Pythonic strstr()

Wow, my strategy of writing a blog post every day failed miserably. I suppose I didn't want to keep writing posts about PE problems, but also couldn't think of anything more substantial to blog about, and with that indecision I simply abandoned the task. But no more!

Over the past two months, I've been searching for a job here in SF. My parents' house has afforded me a much longer period of time to search, and the opportunity to be a bit picky. I've also gotten a lot of exposure to the interview process, which is great, since within the ivory tower of academia I learned absolutely nothing about how interviews actually work in this industry.

One of the questions I got on a phone screen was the standard strstr() question:

Write a function strstr() that accepts two strings: a "source" and a "pattern". Return the index of the first occurrence of "pattern" within "source", or -1 if it never occurs.

...and some examples of use:

strstr("banana", "na") => 2

strstr("evening", "grr") => -1

The name strstr refers to a standard C library function (from string.h). It's also likely available in any other language's standard library (str.find in Python, String.indexOf in Java, etc.). It's also a well-researched area, with plenty of existing solutions that will outperform any solution I could come up with while talking with a stranger over the phone.

So when I'm asked a question like this, its more than likely that the interviewer just wants to see how I solve a problem. Sure, I could regurgitate Knuth-Morris-Pratt or Boyer-Moore, but that would just show that I memorized an algorithm. (Then again, that would probably be pretty impressive. Maybe I'll try that on a phone screen.) I tend to reach for the naive solution.
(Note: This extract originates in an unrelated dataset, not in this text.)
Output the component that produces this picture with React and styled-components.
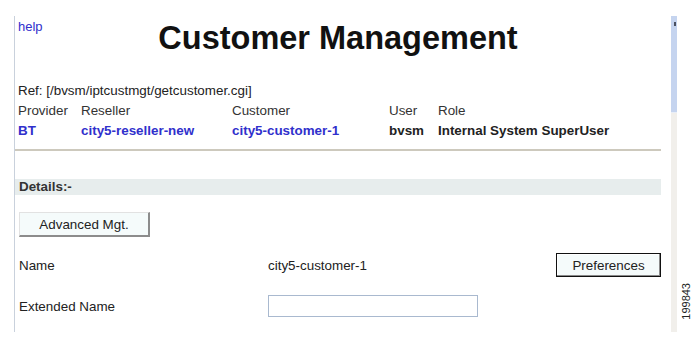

I was coding in python for this interview, and wrote up something like the following:

def strstr(source, pattern):
    for i in range(len(source) - len(pattern) + 1)
        foundMatch = True
        for j in range(len(pattern)):
            if source[i+j-1] != pattern[j]:
                noMatch = False
        if foundMatch:
            return i
    return -1

Hideous. The whole time I worked through that solution, I was well-aware of how ugly any un-Pythonic it was. I blame interview nerves.

How can we make this better? One way is to stop comparing the substrings character by character and instead compare the strings directly. We can extract the substring from source by using Python's list slicing.

def strstr(source, pattern):
    for i in range(len(source) - len(pattern) + 1)
        slice = source[i:i+len(pattern)]
        if slice == pattern:
            return i
    return -1

Much better already. However, I still have a problem with the way that the slices are created. At each iteration of the loop, we create a new slice and see if it matches -- that's fine, but its a little difficult to tell at first glance. As Rich Hickey would say, we're "complecting" two things:

I prefer this:

def strstr(source, pattern):

    starting_points = len(source) - len(pattern) + 1
    slices = [source[i:i+len(pattern)] for i in range(starting_points)]

    for i, slice in enumerate(slices):
        if slice == pattern:
            return i
    return -1

The slices are now in their own little list comprehension, and we worry about checking them in the loop below. We've moved a little from an imperative solution to a declarative one (though we still worry about "how" within the list comprehension).

There's one subtle point that makes this new solution operate differently: the list comprehension will compute all the slices and store them in memory before we loop through them. If our source string is really long, this could be really expensive in terms of memory usage.

But we can fix this! All we have to do is replace the parentheses with brackets:

slices = (source[i:i+len(pattern)] for i in range(starting_points))

With this, we've ditched our list comprehension in favor of a generator comprehension. Now, slices will be "lazy" and only compute a slice when we ask for one inside the loop. If the slice doesn't match, it'll get garbage collected once we move to the next iteration. This all makes our memory footprint a lot lighter.

There. I've vindicated myself after writing such a horrible solution to the problem during the phone screen. Not only that, I think this is a great example of how to make our code "Pythonic" by focusing on declarative constructs. It's still a naive, O(n^2) solution, but it's probably the best and cleanest one you could give for this question within the span of a phone screen.